### Exercise goal
From the listing that follows, output everything exactly except the pictures.

### Dataset content

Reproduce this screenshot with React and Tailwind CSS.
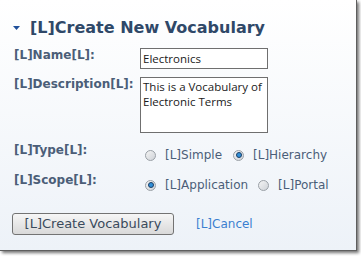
import React from 'react';

const Radio = ({ checked }) => (
  <span className="relative inline-flex h-[11px] w-[11px] shrink-0 items-center justify-center rounded-full border border-[#9aa0a6] bg-linear-to-br from-[#f4f4f4] to-[#cfd3d8]">
    {checked && (
      <span className="h-[6px] w-[6px] rounded-full border border-[#1c3f66] bg-[#2f8fd8]" />
    )}
  </span>
);

const RadioOption = ({ label, checked }) => (
  <label className="flex items-center gap-[9px]">
    <Radio checked={checked} />
    <span>{label}</span>
  </label>
);

const Label = ({ children }) => (
  <div className="w-[140px] shrink-0 pl-[14px] text-[12px] font-bold leading-[14px] whitespace-nowrap text-[#4b5e78]">
    {children}
  </div>
);

export default function App() {
  return (
    <div className="h-[256px] w-[361px] bg-white font-['DejaVu_Sans',sans-serif]">
      <div className="flex h-[251px] w-[357px] flex-col border-r border-b border-[#5e5e5e] bg-linear-to-b from-white to-[#edf2f8] shadow-[2px_2px_3px_rgba(0,0,0,0.55)]">
        {/* Title */}
        <div className="mt-[18px] flex h-[20px] items-center pl-[13px]">
          <svg width="7" height="4" viewBox="0 0 7 4" className="mr-[10px]">
            <path d="M0 0 H7 L3.5 4 Z" fill="#1f4f9a" />
          </svg>
          <span className="text-[16px] font-bold text-[#2f4868]">[L]Create New Vocabulary</span>
        </div>

        {/* Name */}
        <div className="mt-[10px] flex items-start">
          <Label>[L]Name[L]:</Label>
          <input
            readOnly
            value="Electronics"
            className="h-[21px] w-[128px] border border-[#6f6f6f] bg-white px-[2px] font-['Open_Sans',sans-serif] text-[11.5px] text-[#1a1a1a] outline-none"
          />
        </div>

        {/* Description */}
        <div className="mt-[8px] flex items-start">
          <Label>[L]Description[L]:</Label>
          <textarea
            readOnly
            value="This is a Vocabulary of Electronic Terms"
            className="h-[56px] w-[128px] resize-none overflow-hidden border border-[#6f6f6f] bg-white px-[2px] py-[1px] font-['Open_Sans',sans-serif] text-[11.5px] leading-[15px] text-[#1a1a1a] outline-none"
          />
        </div>

        {/* Type */}
        <div className="mt-[10px] flex items-start">
          <Label>[L]Type[L]:</Label>
          <div className="mt-[5px] flex items-center gap-[11px] pl-[5px] text-[12px] leading-[14px] text-[#4b5e78]">
            <RadioOption label="[L]Simple" />
            <RadioOption label="[L]Hierarchy" checked />
          </div>
        </div>

        {/* Scope */}
        <div className="mt-[11px] flex items-start">
          <Label>[L]Scope[L]:</Label>
          <div className="mt-[5px] flex items-center gap-[10px] pl-[5px] text-[12px] leading-[14px] text-[#4b5e78]">
            <RadioOption label="[L]Application" checked />
            <RadioOption label="[L]Portal" />
          </div>
        </div>

        {/* Actions */}
        <div className="mt-[21px] flex items-center pl-[12px]">
          <button className="h-[22px] w-[162px] rounded-[3px] border border-[#737373] bg-linear-to-b from-[#f6f6f6] to-[#d9d9d9] text-[13px] leading-[20px] text-[#3a4a5c]">
            [L]Create Vocabulary
          </button>
          <a className="ml-[22px] text-[12px] text-[#3b7fd0]">[L]Cancel</a>
        </div>
      </div>
    </div>
  );
}
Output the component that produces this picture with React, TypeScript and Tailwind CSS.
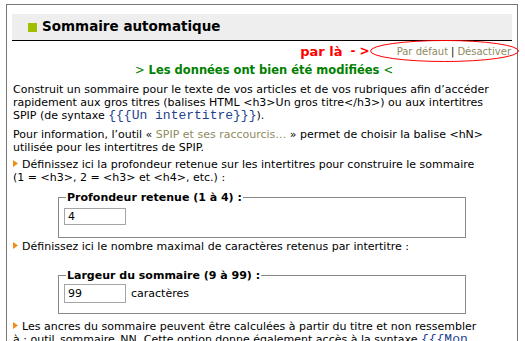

### In response
Reproduce this screenshot with React and Tailwind CSS.
import React from 'react';

const Radio = ({ checked }) => (
  <span className="relative inline-flex h-[11px] w-[11px] shrink-0 items-center justify-center rounded-full border border-[#9aa0a6] bg-linear-to-br from-[#f4f4f4] to-[#cfd3d8]">
    {checked && (
      <span className="h-[6px] w-[6px] rounded-full border border-[#1c3f66] bg-[#2f8fd8]" />
    )}
  </span>
);

const RadioOption = ({ label, checked }) => (
  <label className="flex items-center gap-[9px]">
    <Radio checked={checked} />
    <span>{label}</span>
  </label>
);

const Label = ({ children }) => (
  <div className="w-[140px] shrink-0 pl-[14px] text-[12px] font-bold leading-[14px] whitespace-nowrap text-[#4b5e78]">
    {children}
  </div>
);

export default function App() {
  return (
    <div className="h-[256px] w-[361px] bg-white font-['DejaVu_Sans',sans-serif]">
      <div className="flex h-[251px] w-[357px] flex-col border-r border-b border-[#5e5e5e] bg-linear-to-b from-white to-[#edf2f8] shadow-[2px_2px_3px_rgba(0,0,0,0.55)]">
        {/* Title */}
        <div className="mt-[18px] flex h-[20px] items-center pl-[13px]">
          <svg width="7" height="4" viewBox="0 0 7 4" className="mr-[10px]">
            <path d="M0 0 H7 L3.5 4 Z" fill="#1f4f9a" />
          </svg>
          <span className="text-[16px] font-bold text-[#2f4868]">[L]Create New Vocabulary</span>
        </div>

        {/* Name */}
        <div className="mt-[10px] flex items-start">
          <Label>[L]Name[L]:</Label>
          <input
            readOnly
            value="Electronics"
            className="h-[21px] w-[128px] border border-[#6f6f6f] bg-white px-[2px] font-['Open_Sans',sans-serif] text-[11.5px] text-[#1a1a1a] outline-none"
          />
        </div>

        {/* Description */}
        <div className="mt-[8px] flex items-start">
          <Label>[L]Description[L]:</Label>
          <textarea
            readOnly
            value="This is a Vocabulary of Electronic Terms"
            className="h-[56px] w-[128px] resize-none overflow-hidden border border-[#6f6f6f] bg-white px-[2px] py-[1px] font-['Open_Sans',sans-serif] text-[11.5px] leading-[15px] text-[#1a1a1a] outline-none"
          />
        </div>

        {/* Type */}
        <div className="mt-[10px] flex items-start">
          <Label>[L]Type[L]:</Label>
          <div className="mt-[5px] flex items-center gap-[11px] pl-[5px] text-[12px] leading-[14px] text-[#4b5e78]">
            <RadioOption label="[L]Simple" />
            <RadioOption label="[L]Hierarchy" checked />
          </div>
        </div>

        {/* Scope */}
        <div className="mt-[11px] flex items-start">
          <Label>[L]Scope[L]:</Label>
          <div className="mt-[5px] flex items-center gap-[10px] pl-[5px] text-[12px] leading-[14px] text-[#4b5e78]">
            <RadioOption label="[L]Application" checked />
            <RadioOption label="[L]Portal" />
          </div>
        </div>

        {/* Actions */}
        <div className="mt-[21px] flex items-center pl-[12px]">
          <button className="h-[22px] w-[162px] rounded-[3px] border border-[#737373] bg-linear-to-b from-[#f6f6f6] to-[#d9d9d9] text-[13px] leading-[20px] text-[#3a4a5c]">
            [L]Create Vocabulary
          </button>
          <a className="ml-[22px] text-[12px] text-[#3b7fd0]">[L]Cancel</a>
        </div>
      </div>
    </div>
  );
}
Output the component that produces this picture with React, TypeScript and Tailwind CSS.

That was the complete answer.